Black history which began the moment African slaves set foot on the earth of the new world for some in this country seems to have abruptly ended the moment civil rights seemingly ended; i.e April 4, 1968 the day MLK was assassinated. But Black history does not end there. Black history does not end.

Every year there is the tribute to the great slaves: Harriet Tubman, Sojourner Truth, Frederick Douglass, Nat Turner, Denmark Vessey, Gabriel Prosser and Ida B Wells. Every year there is the tribute to Civil Rights: Martin Luther King Jr., Rosa Parks. Every year the confusion over Malcolm X’s role in civil rights is questioned. Every year there is discussion over the Black innovators: George Washington Carver, Madame C.J. Walker, Dr. Daniel Hale Williams and Mae Jemison. Every year there is discussion over the Black thinkers: W.E.B. Dubois and Booker T. Washington. And every year after these requisite names are thrown around for 28 or 29 days and some teacher somewhere teaches slavery or segregation by pretending to enslave half the class one day and the other half the other day all of a sudden the lessons stop. March 1st it’s on to women’s history month and their accomplishments before devolving into April showers which bring May flowers and Cinco de Mayo.

This nation’s view has always been and unfortunately always will be myopic when it comes to Black history. I’m okay with that. Since the majority of this Nation is not Black I don’t expect the majority or even the other minorities to concern themselves with a history they don’t inherently feel belongs to them even when it does. It’s also the reason I don’t get too bent out of shape when the majority and other minorities elate at films like The Help and Red Tails. You like it great. You received a history lesson and a good story line even if you missed the pain.

But to the majority, all other minorities, and all American people of African descent please know we are more than our past. Black history is made every day not just from the 17th century to 1968. Every day Black people are doing something brand new that is worth writing down in history books. Jay-Z played Carnegie Hall this week. That’s history. Furthermore, one would think that because Black popular culture is so prevalent and so pervasive Black History month would be a no brainer for even the most clueless about historical references in regards to African-Americans. But as the above video shows the clueless only relate on a stereotypical level driven by hip-hop, reality shows, and old stereotypes grounded in minstrelsy.
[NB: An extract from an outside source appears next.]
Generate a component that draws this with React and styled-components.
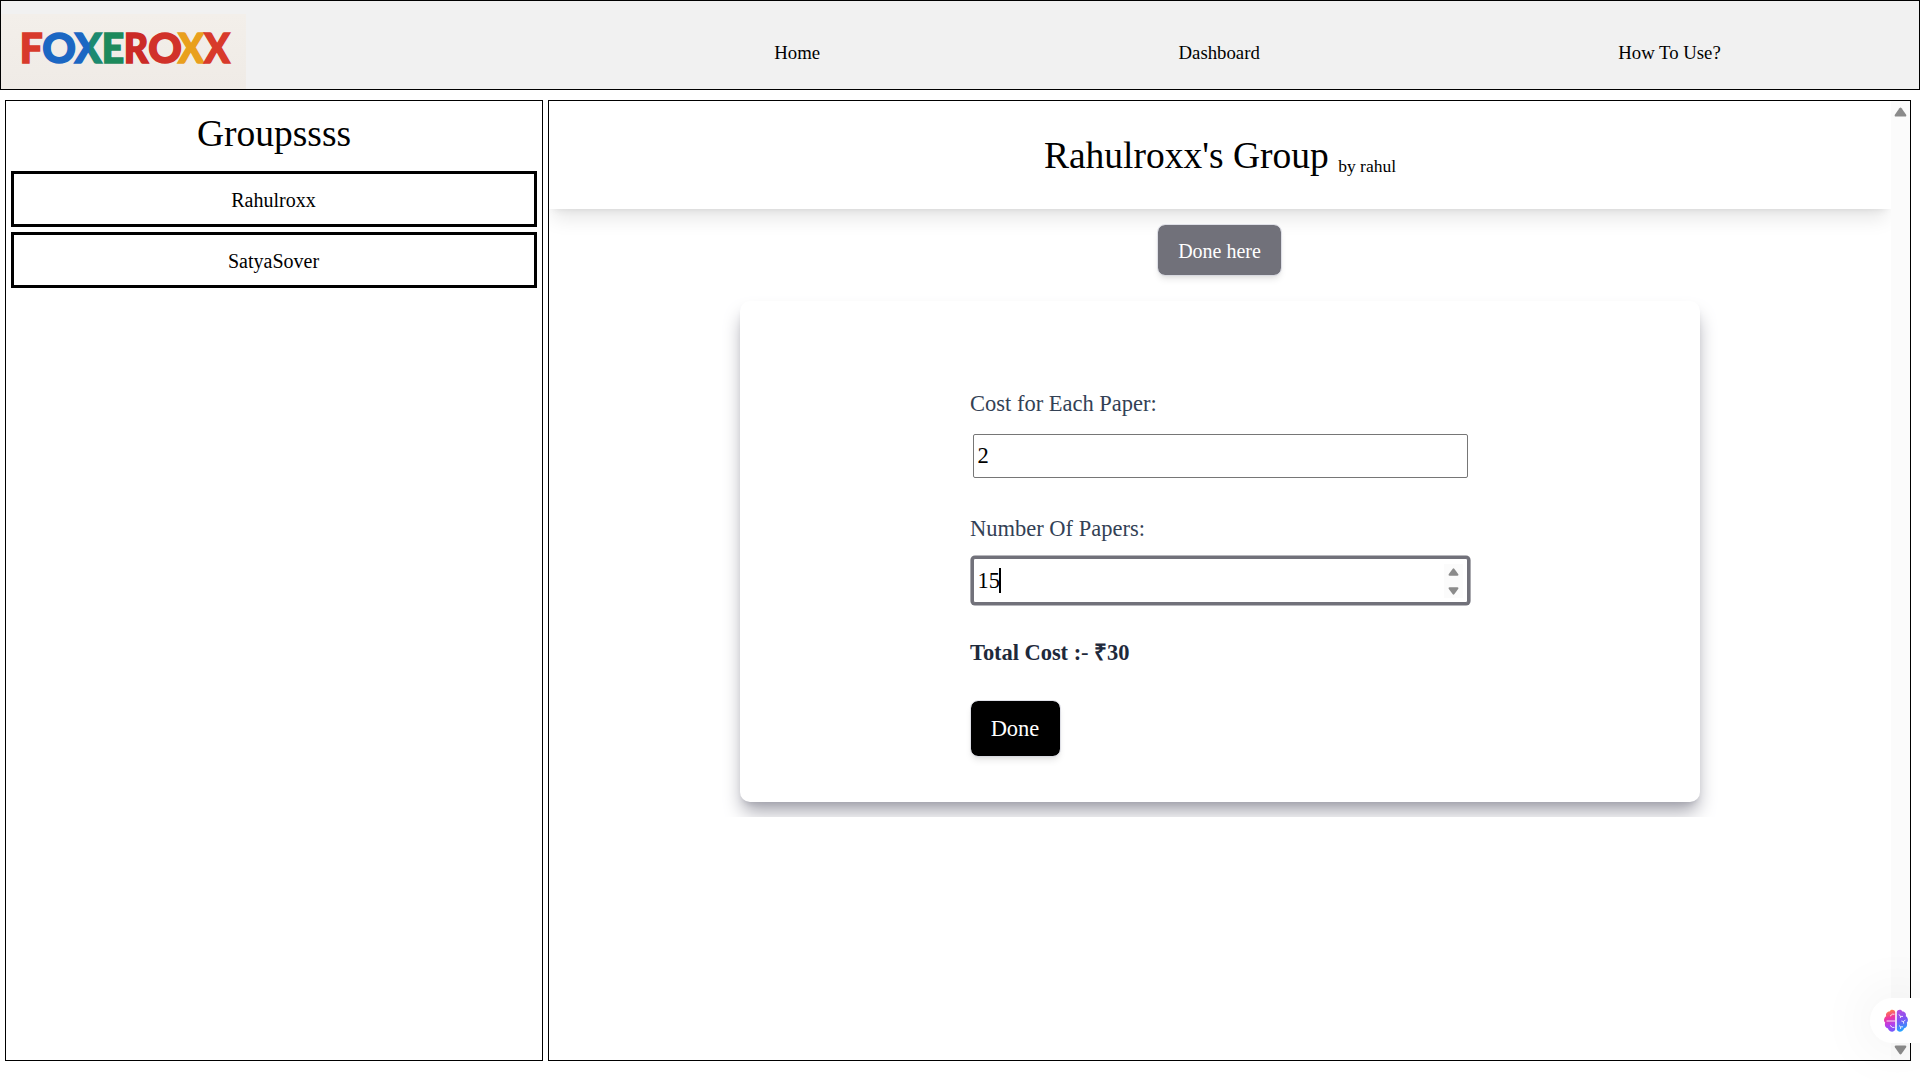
import React from 'react';
import styled, { createGlobalStyle, css } from 'styled-components';

const GlobalStyle = createGlobalStyle`
  *, *::before, *::after { box-sizing: border-box; }
  html, body { margin: 0; padding: 0; background: #fff; overflow: hidden; }
  body { font-family: "Liberation Serif", "Times New Roman", serif; color: #000; font-size: 20px; }
  button, input { font-family: inherit; }
`;

const Page = styled.div`
  height: 1080px;
  display: flex;
  flex-direction: column;
`;

const Header = styled.header`
  height: 90px;
  flex: none;
  display: flex;
  justify-content: space-between;
  background: #f1f1f1;
  border: 1px solid #000;
`;

const LogoPlate = styled.div`
  width: 245px;
  height: 75px;
  margin-top: 13px;
  background: linear-gradient(180deg, #f3efea, #efebe6);
`;

const Nav = styled.nav`
  width: 1305px;
  margin-right: 19px;
  padding-top: 16px;
  display: flex;
  align-items: center;
  justify-content: space-around;
`;

const NavLink = styled.a`
  font-size: 18.75px;
  line-height: 28px;
  color: #000;
`;

const Main = styled.main`
  height: 971px;
  padding: 10px 9px 0 5px;
  display: grid;
  grid-template-columns: 538px 1363px;
  column-gap: 5px;
`;

const Sidebar = styled.aside`
  height: 961px;
  border: 1px solid #000;
  padding: 10px 5px;
  display: flex;
  flex-direction: column;
  gap: 5px;
`;

const SidebarTitle = styled.h1`
  margin: 0 0 10px;
  height: 45px;
  font-size: 37.5px;
  line-height: 45px;
  font-weight: 400;
  text-align: center;
`;

const GroupButton = styled.button`
  height: 56px;
  flex: none;
  padding: 1px 1px 0 0;
  background: #fff;
  border: 3px solid #000;
  font-size: 20px;
  line-height: 30px;
  color: #000;
`;

const Detail = styled.section`
  height: 961px;
  border: 1px solid #000;
  display: grid;
  grid-template-columns: 1fr 19px;
`;

const Content = styled.div`
  height: 716px;
  overflow: hidden;
  display: flex;
  flex-direction: column;
  align-items: center;
`;

const TitleBar = styled.div`
  width: 100%;
  height: 108px;
  flex: none;
  padding-top: 32px;
  text-align: center;
  box-shadow: 0 12.5px 18.75px -3.75px rgba(0, 0, 0, 0.1), 0 5px 7.5px -5px rgba(0, 0, 0, 0.1);
`;

const GroupTitle = styled.h2`
  margin: 0;
  font-size: 37.5px;
  line-height: 45px;
  font-weight: 400;
`;

const Owner = styled.sub`
  font-size: 17.5px;
  line-height: 0;
  vertical-align: -4px;
`;

const ActionButton = styled.button`
  flex: none;
  border: 0;
  outline: 1px solid rgba(212, 214, 224, 0.7);
  outline-offset: -0.5px;
  border-radius: 7px;
  color: #fff;
  box-shadow: 0 5px 7.5px -1.25px rgba(0, 0, 0, 0.1), 0 2.5px 5px -2.5px rgba(0, 0, 0, 0.1);
  ${(p) =>
    p.$primary
      ? css`
          width: 89px;
          height: 55px;
          margin: 31px 0 0 1px;
          padding: 0 1px 0 0;
          background: #000;
          font-size: 22.5px;
        `
      : css`
          width: 123px;
          height: 50px;
          margin: 16px 1px 0 0;
          padding: 2px 0 0;
          background: #71717a;
          font-size: 20px;
        `}
`;

const Card = styled.form`
  width: 960px;
  height: 501px;
  flex: none;
  margin-top: 26px;
  padding: 85px 230px 0;
  display: flex;
  flex-direction: column;
  align-items: flex-start;
  background: #fff;
  border-radius: 10px;
  box-shadow: 0 12.5px 18.75px -3.75px #a1a1ab, 0 5px 7.5px -5px #a1a1ab;
`;

const Field = styled.div`
  width: 500px;
  height: ${(p) => (p.$last ? 124 : 125)}px;
  flex: none;
`;

const Label = styled.label`
  display: block;
  height: 35px;
  font-size: 22.5px;
  line-height: 35px;
  color: #334155;
`;

const InputBox = styled.div`
  width: 495px;
  height: 44px;
  margin: 13px 0 0 3px;
  padding: 0 4px 0 3.5px;
  display: flex;
  align-items: center;
  border: 1px solid #767676;
  border-radius: 2px;
  background: #fff;
  font-size: 22.5px;
  line-height: 34px;
  ${(p) =>
    p.$focused &&
    css`
      height: 45px;
      margin-top: 12px;
      border-color: #71717a;
      box-shadow: 0 0 0 2.6px #71717a;
    `}
`;

const Caret = styled.span`
  width: 2px;
  height: 25px;
  margin-left: -1.5px;
  background: #000;
`;

const Spinner = styled.span`
  width: 19px;
  height: 34px;
  margin-left: auto;
  display: flex;
  flex-direction: column;
  justify-content: space-between;
  align-items: center;
  padding: 4px 0 3px;
  background: #fbfbfb;
`;

const Total = styled.p`
  margin: 0;
  height: 35px;
  font-size: 22.5px;
  line-height: 35px;
  letter-spacing: -0.05px;
  font-weight: 700;
  color: #1e293b;
`;

const Dash = styled.span`
  font-weight: 400;
`;

const Scrollbar = styled.div`
  height: 959px;
  padding: 6px 0 5px;
  display: flex;
  flex-direction: column;
  justify-content: space-between;
  align-items: center;
  background: #fbfbfb;
`;

const AssistantTab = styled.div`
  position: fixed;
  right: 0;
  top: 998px;
  width: 50px;
  height: 45px;
  padding-left: 12.5px;
  display: flex;
  align-items: center;
  background: #fff;
  border-radius: 23px 0 0 23px;
  box-shadow: 0 0 60px rgba(0, 0, 0, 0.09);
`;

function Arrow({ width, height, down }) {
  return (
    <svg width={width} height={height} viewBox="0 0 13 10" preserveAspectRatio="none">
      <path
        d="M5.4 1.2 L1 7.6 Q0 9.6 2 9.6 H11 Q13 9.6 12 7.6 L7.6 1.2 Q6.5 -0.3 5.4 1.2Z"
        fill="#8b8b8b"
        transform={down ? 'rotate(180 6.5 5)' : undefined}
      />
    </svg>
  );
}

const LETTERS = [
  ['F', 18.8, 23, '#d83a2b'],
  ['O', 41.2, 33.6, '#1b67c3'],
  ['X', 73.4, 27.4, 'url(#blueGreen)'],
  ['E', 100.8, 22.4, '#1c8a5c'],
  ['R', 122.8, 24.6, '#cb2a26'],
  ['O', 147.2, 33.6, '#d1322a'],
  ['X', 177, 26, '#e9a01d'],
  ['X', 203, 26, '#d83a2b'],
];

function Logo() {
  return (
    <svg width="245" height="75" role="img" aria-label="Foxeroxx">
      <defs>
        <linearGradient id="blueGreen" x1="0" y1="0" x2="1" y2="0">
          <stop offset="0.52" stopColor="#1b67c3" />
          <stop offset="0.6" stopColor="#1c8a70" />
        </linearGradient>
      </defs>
      {LETTERS.map(([char, x, width, fill], i) => (
        <text
          key={i}
          x={x}
          y="49.2"
          textLength={width}
          lengthAdjust="spacingAndGlyphs"
          fontFamily="Lato, sans-serif"
          fontWeight="900"
          fontSize="41.2"
          fill={fill}
          stroke={fill}
          strokeWidth="1.5"
        >
          {char}
        </text>
      ))}
    </svg>
  );
}

function BrainIcon() {
  return (
    <svg width="26" height="26" viewBox="0 0 26 26" fill="none">
      <defs>
        <linearGradient id="lobeLeft" x1="4" y1="2" x2="11" y2="24" gradientUnits="userSpaceOnUse">
          <stop offset="0" stopColor="#ff8a3c" />
          <stop offset="0.35" stopColor="#f0369f" />
          <stop offset="0.65" stopColor="#b43fec" />
          <stop offset="1" stopColor="#6b5cff" />
        </linearGradient>
        <linearGradient id="lobeRight" x1="15" y1="2" x2="22" y2="22" gradientUnits="userSpaceOnUse">
          <stop offset="0" stopColor="#b84be0" />
          <stop offset="0.5" stopColor="#7a55f5" />
          <stop offset="1" stopColor="#22a7ff" />
        </linearGradient>
      </defs>
      <path d="M12.2 4C11.6 1.4 7.6 1 6.6 3.6C4 3.5 2.4 6 3.2 8.2C.8 9.6.4 13 2.2 14.6C1.2 17.6 2.6 20 5 20.4C5.6 23.8 11 25 12.2 21.6Z" fill="url(#lobeLeft)" />
      <path d="M13.8 4C14.4 1.4 18.4 1 19.4 3.6C22 3.5 23.6 6 22.8 8.2C25.2 9.6 25.6 13 23.8 14.6C24.8 17.6 23.4 20 21 20.4C20.4 23.8 15 25 13.8 21.6Z" fill="url(#lobeRight)" />
      <path
        d="M11.5 6.2H9.4L7 8.2M3.6 13H12M11.5 19.4H9.4L7 17.4M16 6.4L17.4 8.4V10M17.4 8.4H20M18.4 13L20.6 13.6L22.4 11.8M20.6 13.6V15.6M16 17.6L17.6 18.8H20M17.6 18.8V21"
        stroke="#fff"
        strokeWidth="1"
        strokeOpacity="0.85"
      />
    </svg>
  );
}

export default function App() {
  return (
    <>
      <GlobalStyle />
      <Page>
        <Header>
          <LogoPlate>
            <Logo />
          </LogoPlate>
          <Nav>
            <NavLink>Home</NavLink>
            <NavLink>Dashboard</NavLink>
            <NavLink>How To Use?</NavLink>
          </Nav>
        </Header>
        <Main>
          <Sidebar>
            <SidebarTitle>Groupssss</SidebarTitle>
            <GroupButton>Rahulroxx</GroupButton>
            <GroupButton>SatyaSover</GroupButton>
          </Sidebar>
          <Detail>
            <Content>
              <TitleBar>
                <GroupTitle>
                  Rahulroxx's Group <Owner>by rahul</Owner>
                </GroupTitle>
              </TitleBar>
              <ActionButton>Done here</ActionButton>
              <Card>
                <Field>
                  <Label>Cost for Each Paper:</Label>
                  <InputBox>2</InputBox>
                </Field>
                <Field $last>
                  <Label>Number Of Papers:</Label>
                  <InputBox $focused>
                    15
                    <Caret />
                    <Spinner>
                      <Arrow width={11} height={8} />
                      <Arrow width={11} height={8} down />
                    </Spinner>
                  </InputBox>
                </Field>
                <Total>
                  Total Cost :<Dash>-</Dash> ₹30
                </Total>
                <ActionButton type="button" $primary>
                  Done
                </ActionButton>
              </Card>
            </Content>
            <Scrollbar>
              <Arrow width={13} height={10} />
              <Arrow width={13} height={10} down />
            </Scrollbar>
          </Detail>
        </Main>
      </Page>
      <AssistantTab>
        <BrainIcon />
      </AssistantTab>
    </>
  );
}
I don’t think the majority and other minorities realized what it takes to be Black on any given day. Some days are easier than others and some days it takes everything you have to simply not scream. The constant politicking of race this election season hasn’t made the struggle any easier. It is the knowing that the moment you walk out of the comfort of your own home, your neighborhood you will walk into situations where people just don’t understand you. It’s not for their lack of trying, empathy, or forced racial sensitivity training it’s just that you have to sometimes be in the in group to understand. The internal cringes when “nigger(a)” passes the lips of a non-Black, the frustration when trying to explain an element of Black culture lost upon a majority, the hurt at flippant dismissals that we should all be over “it.” But ego-tripping aside it’s kind of hard to get over yourself when there are some parts of yourself, your history you’re still discovering.

A popular show on NBC is Who Do You Think You Are? It chronicles the journey of celebrities as they discover their pasts. In season one two of the seven cast members were Black. Spike Lee and Emmitt Smith. They were connected to both the White and Black sides of their family made possible through slavery. Season two the same happened again with Lionel Ritchie and Vanessa Williams. Season 3 it’s been previewed Blair Underwood will learn his history. But the opportunity afforded these Black celebrities is not always available for all Black people in this country.

Black history is as much about what is known as it is about what is unknown. There are wide gaps in our history. A gap the Virginia Historical Society is trying to fill with a new project that archives the names of slaves who arrived and were bought and sold in the state. But with 12 million slaves traded through the Atlantic slave trade a database with only 3,500 names barely puts a dent in closing a massive gap.

To be Black in America is to be stuck in the middle of both Blackness and what it is to be American and not readily accepted in either place. In America acceptance has been given in legislation in Africa it is in nostalgia of what could have been. We are everyone and no one, of everywhere and nowhere at the same time. I can tell you my racial, ethnic and national background includes African, Creole, and French but I can only trace as far back as plantations in Louisiana and Mississippi and rumors of Trinidad. For my family there are no stories that travel centuries and continents that tell harrowing tales of survival like Alex Haley’s Roots, Margaret Walker’s Jubilee, or even Ntozake Shange and Ifa Bayeza’s fictional Some Sing, Some Cry.

Black History in and of itself is gapped but to stagnate it at the end of an intense period of racial progression in the United States is to do every African-American in this country a disservice. To dumb it down to just a few figures learned over a few days integrated with current cultural trends of rap music and hair weaves, rolling necks and gangster leans is an insult to all people of color who know they are only in this country by the sheer strength of our ancestors whom we may not know.

Black History is the acceptance of a painful tear-jerking past that includes millions lost, millions unknown, centuries of struggle and a present day of ignorance by those who don’t have the foresight to realize that the history is still being written.